The flip side of this is my current job where I help a bunch of people from a very varied set of linguistical backgrounds. I’m unquestionably in the position of power, and when they don’t understand my advice for either a technical issue or a problem with my use of language they often don’t question me, despite me encouraging them to do so. I’ve often had them come back to me after my previous advice did not solve their customer’s problem and I apologize, and try to clarify what I meant in less colorful language that I feel is less ambiguous.

And in regard to a generational gap, I had to look up “KRK” recently, because all the younger folks kept sending me that in chat. Apparently I’m a funny guy, and internet English is adopting Korean, now. Yeah, that sentence makes me feel old.

Yeah, I do think so. I think hypercorrection only arose as a function of prescriptive grammar norms that only arose in the 18th and 19th centuries with mass literacy.

I thought perhaps stuff like the loss of “thou” would count, but I guess that was a fear of being impolite, not a fear of not being ‘correct’.

When thou was dropped in the 17th century, I suspect the politics around the English Civil War influenced it. On the one hand you had the Puritans and Levellers refusing to acknowledge social hierarchy with respectful you, calling everybody “thou.” Then with the Restoration Puritanism fell out of favor, and in reaction everybody started saying “you” to everybody. So the leveling effect was achieved, but in the opposite direction. What do you think?

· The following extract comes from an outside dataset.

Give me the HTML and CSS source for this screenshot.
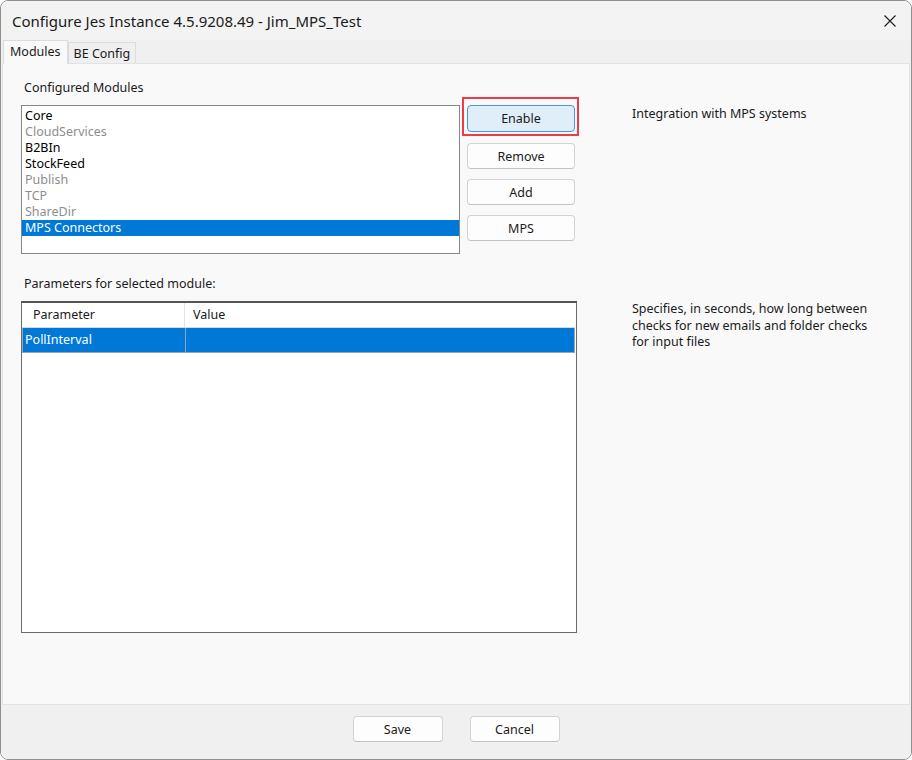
FILE: index.html
```html
<!DOCTYPE html>
<html>
<head>
<meta charset="utf-8">
<title>Configure Jes Instance</title>
<link rel="stylesheet" href="styles.css">
</head>
<body>
<div class="window">
  <div class="titlebar">
    <span class="title">Configure Jes Instance 4.5.9208.49 - Jim_MPS_Test</span>
    <svg class="close" width="12" height="12" viewBox="0 0 12 12"><path d="M0.5 0.5 L11.5 11.5 M11.5 0.5 L0.5 11.5" stroke="#1b1b1b" stroke-width="1.1" fill="none"/></svg>
  </div>
  <div class="tabs">
    <div class="tab active">Modules</div>
    <div class="tab">BE Config</div>
  </div>
  <div class="panel">
    <div class="label">Configured Modules</div>
    <div class="row">
      <div class="listbox">
        <div class="item">Core</div>
        <div class="item disabled">CloudServices</div>
        <div class="item">B2BIn</div>
        <div class="item">StockFeed</div>
        <div class="item disabled">Publish</div>
        <div class="item disabled">TCP</div>
        <div class="item disabled">ShareDir</div>
        <div class="item selected">MPS Connectors</div>
      </div>
      <div class="buttons">
        <div class="highlight"><button class="btn btn-focus">Enable</button></div>
        <button class="btn">Remove</button>
        <button class="btn">Add</button>
        <button class="btn">MPS</button>
      </div>
      <div class="desc desc-top">Integration with MPS systems</div>
    </div>
    <div class="label label-params">Parameters for selected module:</div>
    <div class="row">
      <div class="grid">
        <div class="grid-row grid-head">
          <div class="cell c1">Parameter</div>
          <div class="cell c2">Value</div>
        </div>
        <div class="grid-row grid-sel">
          <div class="cell c1">PollInterval</div>
          <div class="cell c2"></div>
        </div>
      </div>
      <div class="desc desc-bottom">Specifies, in seconds, how long between checks for new emails and folder checks for input files</div>
    </div>
  </div>
  <div class="footer">
    <button class="btn btn-foot">Save</button>
    <button class="btn btn-foot">Cancel</button>
  </div>
</div>
</body>
</html>
```

FILE: styles.css
```css
* { box-sizing: border-box; }
html, body { margin: 0; padding: 0; background: #ffffff; }
body {
  font-family: "Noto Sans", "Open Sans", sans-serif;
  font-size: 12.5px;
  color: #1a1a1a;
}
.window {
  width: 912px;
  height: 760px;
  border: 1px solid #8f8f8f;
  border-radius: 8px;
  background: #f3f3f3;
  overflow: hidden;
  display: flex;
  flex-direction: column;
}
.titlebar {
  height: 39px;
  flex: none;
  display: flex;
  align-items: center;
  justify-content: space-between;
  padding: 0 14px 0 11px;
  background: #f3f3f3;
}
.title {
  font-size: 15px;
  color: #1a1a1a;
  padding-top: 1px;
}
.close { display: block; margin-right: 1px; }
.tabs {
  height: 23px;
  flex: none;
  display: flex;
  align-items: flex-end;
  padding-left: 2px;
  background: #f0f0f0;
}
.tab {
  height: 21px;
  padding: 0 5px 0 5px;
  border: 1px solid #dcdcdc;
  border-bottom: none;
  background: #efefef;
  line-height: 21px;
}
.tab.active {
  height: 24px;
  line-height: 22px;
  padding: 0 6px 0 6px;
  background: #f9f9f9;
  margin-bottom: -1px;
  position: relative;
  z-index: 1;
}
.panel {
  flex: none;
  height: 642px;
  margin: 0 1px 0 1px;
  border: 1px solid #e2e2e2;
  background: #f9f9f9;
  padding: 16px 0 0 18px;
}
.label {
  line-height: 16px;
  height: 16px;
  padding-left: 3px;
  margin-bottom: 9px;
}
.label-params { margin-top: 22px; }
.row {
  display: flex;
  align-items: flex-start;
}
.listbox {
  width: 439px;
  height: 149px;
  border: 1px solid #828790;
  background: #ffffff;
  padding-top: 2px;
}
.item {
  height: 16px;
  line-height: 16px;
  padding-left: 3px;
  color: #000000;
}
.item.disabled { color: #8d8d8d; }
.item.selected {
  background: #0078d7;
  color: #ffffff;
}
.buttons {
  width: 108px;
  margin-left: 7px;
  display: flex;
  flex-direction: column;
  gap: 10px;
}
.highlight {
  position: relative;
  margin-bottom: 1px;
}
.highlight::before {
  content: "";
  position: absolute;
  top: -8px;
  left: -5px;
  right: -4px;
  bottom: -4px;
  border: 2px solid #f03a45;
  pointer-events: none;
}
.btn {
  display: block;
  width: 108px;
  height: 26px;
  border: 1px solid #d3d3d3;
  border-bottom-color: #c2c2c2;
  border-radius: 4px;
  background: #fdfdfd;
  font-family: inherit;
  font-size: 12.5px;
  color: #1a1a1a;
  padding: 0;
  text-align: center;
}
.btn-focus {
  background: #e0eef9;
  border: 1px solid #4a96dc;
  height: 27px;
}
.desc {
  width: 260px;
  line-height: 16.5px;
  color: #1a1a1a;
}
.desc-top { margin-left: 57px; padding-top: 1px; }
.desc-bottom { margin-left: 55px; padding-top: 0; width: 250px; }
.grid {
  width: 556px;
  height: 332px;
  border: 1px solid #6a6a6a;
  border-top: 2px solid #555555;
  background: #ffffff;
}
.grid-row {
  display: flex;
  height: 25px;
  width: 553px;
}
.grid-head {
  border-bottom: 1px solid #d9d9d9;
}
.cell {
  line-height: 24px;
  height: 100%;
}
.c1 { width: 163px; border-right: 1px solid #e3e3e3; }
.c2 { flex: 1; }
.grid-head .c1 { padding-left: 11px; }
.grid-head .c2 { padding-left: 8px; }
.grid-sel {
  background: #0078d7;
  color: #ffffff;
  border: 1px solid #9aa4ad;
  border-top: none;
}
.grid-sel .c1 { padding-left: 2px; border-right-color: #8fa9c4; }
.footer {
  flex: 1;
  background: #f0f0f0;
  display: flex;
  justify-content: center;
  align-items: flex-start;
  gap: 27px;
  padding-top: 11px;
}
.btn-foot { width: 90px; }
```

Which is the point I am trying to make.

Prescriptivism can be and even often is a tool of classism, a means to express superiority over those relatively marginalized from power, and to oppress cultural diversity. I get @Riemann’s strong antipathy to that.

OTOH you provide two examples that are clearly prescriptivism in action that I do not think do such at all. They are some shared enjoyment over the odd quirks contained within what @Left_Hand_of_Dorkness calls bougionics (?sp?), by way of correction, and deflating self-declared experts, which is almost always fun!

There ARE going to be style selections made by newscasters and others (or perhaps more accurately, by their bosses) that will be informed by who the target audience is, and there are expectations of style choice by that audience that do not necessarily imply sneering at other dialects, or declaring that those dialects are not valid ways to communicate in other contexts/venues.

Sensitivity and respect for cultural and dialect diversity, even enjoying the diversity and the evolution of language and its variations as it occurs, does not mandate “anything goes” for dialect in all contexts else one get labelled an ignorant cultural imperialist.

That seems plausible, but I’m not a linguist. My initial spur to think it could happen was a modern Norwegian one, which of course is influenced by prescriptivism. One of the two written Norwegian forms has separate subject and object forms of the third person plural pronoun de / dem, obviously cognate with English they / them. Many dialects have only one, and some of those uses only ones identical to or similar to dem. This is considered coarse by the elite, and there’s a tendency to hypercorrection towards using only de, even as the object form by posh people, despite it being technically wrong.

Of course I’ve not done actual linguistic research on this, it’s a modern example and pronouns in Norwegian dialects are an unholy mess anyway, and the other written norm only has dei (though that form is also considered “coarse” in general by the same people who hypercorrect dem to de) so I can accept the hypothesis I drew from this being wrong.